On 17/02/2026 04:57, Waldek Hebisch wrote:
I recently met the problem:
: Let t := (5/9)*%pi. Simplify tan(t) + 4*sin(t)
The solution using FriCAS can be as follows. First, we want to
express this in terms of complex exponentials. Since (5/9)*%pi is
a rational multiple of %pi we get root of 1, in this case root of
degree 18. But we also need %i, which leads to root of degree 36.
Corresponding field is extention by cyclotomic polynomial, so
we build it:
cyclotomic(36)$CyclotomicUtilities
cF := SAE(FRAC(INT), SUP(FRAC(INT)), %)
Now, we can express all ingredients in terms of generator:
et := (generator()$cF)^10
ct := (et + 1/et)/2
st := (et - 1/et)/(2*(generator()$cF)^9)
and our expression is:
(4*ct + 1)*st/ct
9 3
(41) ? - 2 ?
Type:
SimpleAlgebraicExtension(Fraction(Integer),SparseUnivariatePolynomial(Fraction(Integer)),?^12+(-(?^6))+1)
Now we can find minimal polynomial:
(68) -> minimalPolynomial(%)
2
(68) ? - 3
Type: SparseUnivariatePolynomial(Fraction(Integer))
and we see that the result is sqrt(3).

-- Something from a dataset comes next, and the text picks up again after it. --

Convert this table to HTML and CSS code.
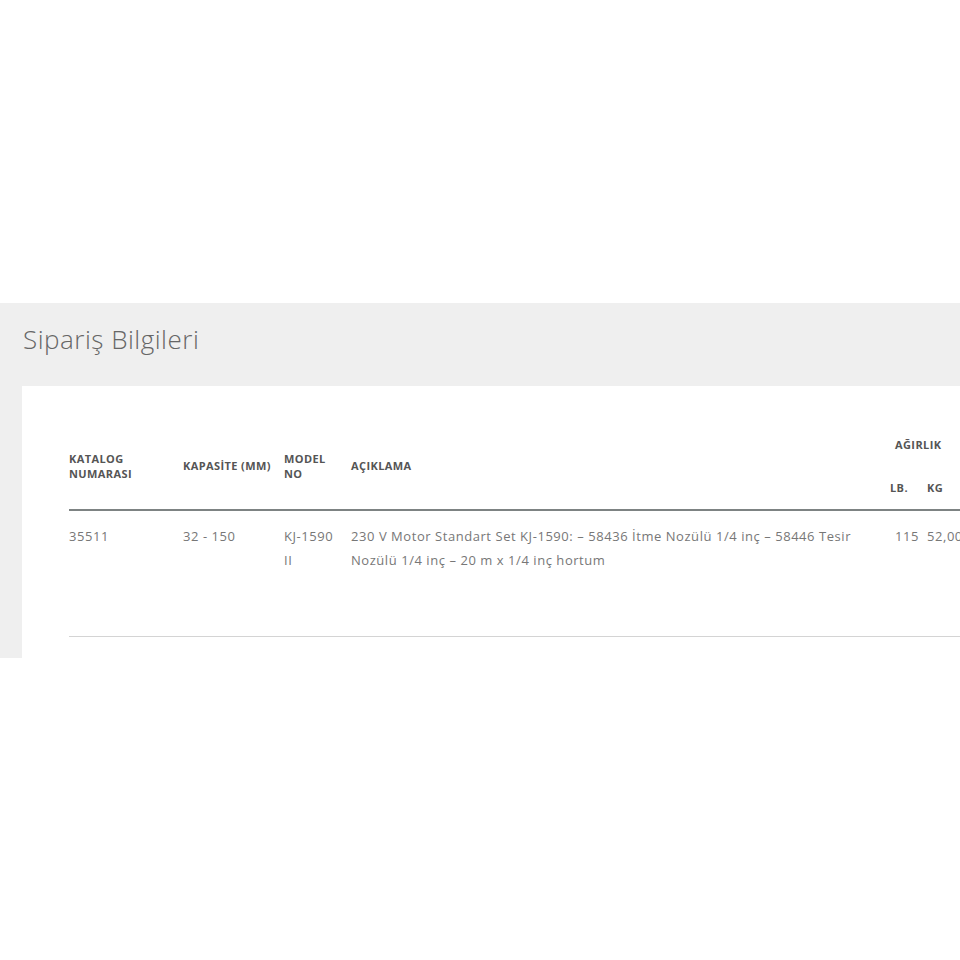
FILE: index.html
```html
<!DOCTYPE html>
<html lang="tr">
<head>
<meta charset="utf-8">
<title>Sipariş Bilgileri</title>
<link rel="stylesheet" href="styles.css">
</head>
<body>
<div class="top-space"></div>
<section class="order">
  <h2 class="order-title">Sipariş Bilgileri</h2>
  <div class="card">
    <table class="spec">
      <colgroup>
        <col class="c-cat"><col class="c-cap"><col class="c-model"><col class="c-desc"><col class="c-lb"><col class="c-kg">
      </colgroup>
      <thead>
        <tr class="h1">
          <th rowspan="2">KATALOG<br>NUMARASI</th>
          <th rowspan="2">KAPASİTE (MM)</th>
          <th rowspan="2">MODEL<br>NO</th>
          <th rowspan="2">AÇIKLAMA</th>
          <th colspan="2" class="weight">AĞIRLIK</th>
        </tr>
        <tr class="h2">
          <th>LB.</th>
          <th>KG</th>
        </tr>
      </thead>
      <tbody>
        <tr>
          <td>35511</td>
          <td>32 - 150</td>
          <td>KJ-1590 II</td>
          <td class="desc">230 V Motor Standart Set KJ-1590: – 58436 İtme Nozülü 1/4 inç – 58446 Tesir Nozülü 1/4 inç – 20 m x 1/4 inç hortum</td>
          <td class="lb">115</td>
          <td>52,00</td>
        </tr>
      </tbody>
    </table>
  </div>
</section>
</body>
</html>
```

FILE: styles.css
```css
html, body {
  margin: 0;
  padding: 0;
  background: #ffffff;
  overflow: hidden;
}

body {
  font-family: "Open Sans", "Noto Sans", sans-serif;
  width: 960px;
  height: 960px;
}

.top-space {
  height: 303px;
}

.order {
  background: #efefef;
  overflow: hidden;
}

.order-title {
  margin: 0;
  padding: 18px 0 0 23px;
  height: 83px;
  box-sizing: border-box;
  font-size: 26px;
  font-weight: 300;
  color: #666666;
  letter-spacing: 0.5px;
  line-height: 36px;
}

.card {
  margin-left: 22px;
  background: #ffffff;
  padding: 36px 0 21px 47px;
  width: 1000px;
}

.spec {
  border-collapse: collapse;
  table-layout: fixed;
  width: 960px;
}

.c-cat { width: 114px; }
.c-cap { width: 101px; }
.c-model { width: 67px; }
.c-desc { width: 539px; }
.c-lb { width: 37px; }
.c-kg { width: 102px; }

.spec th {
  font-size: 11px;
  font-weight: 700;
  color: #555555;
  text-align: left;
  line-height: 15px;
  padding: 0 4px 0 0;
  vertical-align: middle;
  letter-spacing: 0.4px;
}

.spec thead .h1 th {
  height: 44px;
}

.spec thead .h2 th {
  height: 43px;
}

.spec th.weight {
  padding-left: 5px;
}

.spec thead {
  border-bottom: 2px solid #7d8383;
}

.spec td {
  font-size: 13px;
  color: #777777;
  line-height: 24px;
  vertical-align: top;
  padding: 13px 8px 64px 0;
  letter-spacing: 0.55px;
}

.spec td.desc {
  padding-right: 12px;
}

.spec td.lb {
  padding-left: 5px;
}

.spec tbody tr {
  border-bottom: 1px solid #d4d4d4;
}
```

We could also observe that
the expression above is a member of smaller cyclotomic field and from
that infer expression 2*cos(%pi/6).
A clever approach indeed.
I wonder how much of this is worth automating. Recognizing explicit
rational multiples of %pi is easy. From that we can infer appropriate
cyclotomic field, which may be unconfortably large, but is easy to
find. Inside cyclotomic field we get canonical form and can compute
minimal polynomial. So we can recognize when the result is say a square
root. Belonging to smaller field is easy too: we know Galois group
and can check if element is invariant. So we can find expression
in terms of smaller angles.
I think the theory is obvious (Trigonometric numbers ~ AlgebraicNumber)
https://en.wikipedia.org/wiki/Exact_trigonometric_values
so I tried for fun:
r:=rootsOf(z^36-1)
ct:=(r.10+1/r.10)/2
st:=(r.10-1/r.10)/(2*r.9)
xx:= (4*ct + 1)*st/ct
>> Error detected within library code:
univariate: denominator is 0 mod p
Somehow strange? When using %i instead of r.9, in st, it doesn't
complain. I'm suspecting ratDenom in AlgebraicManipulations which
handles division in AlgebraicNumber.
There is question how much coverage we get this way. That is,
are there useful simplifications that are missed by approach above?
And how frequently simplifications of that kind are applicable?
Opinions? Anybody wants to make a package based on this?
Well, nice to have but surely not a must. I guess you could provide one
in a wink of an eye (if time allows :)
BTW: if arguments to trigonometric functions are _not_ a rational
multiple of %pi, then 'normalize' is quite good at finding canonical
form, but frequently it is different from what users want.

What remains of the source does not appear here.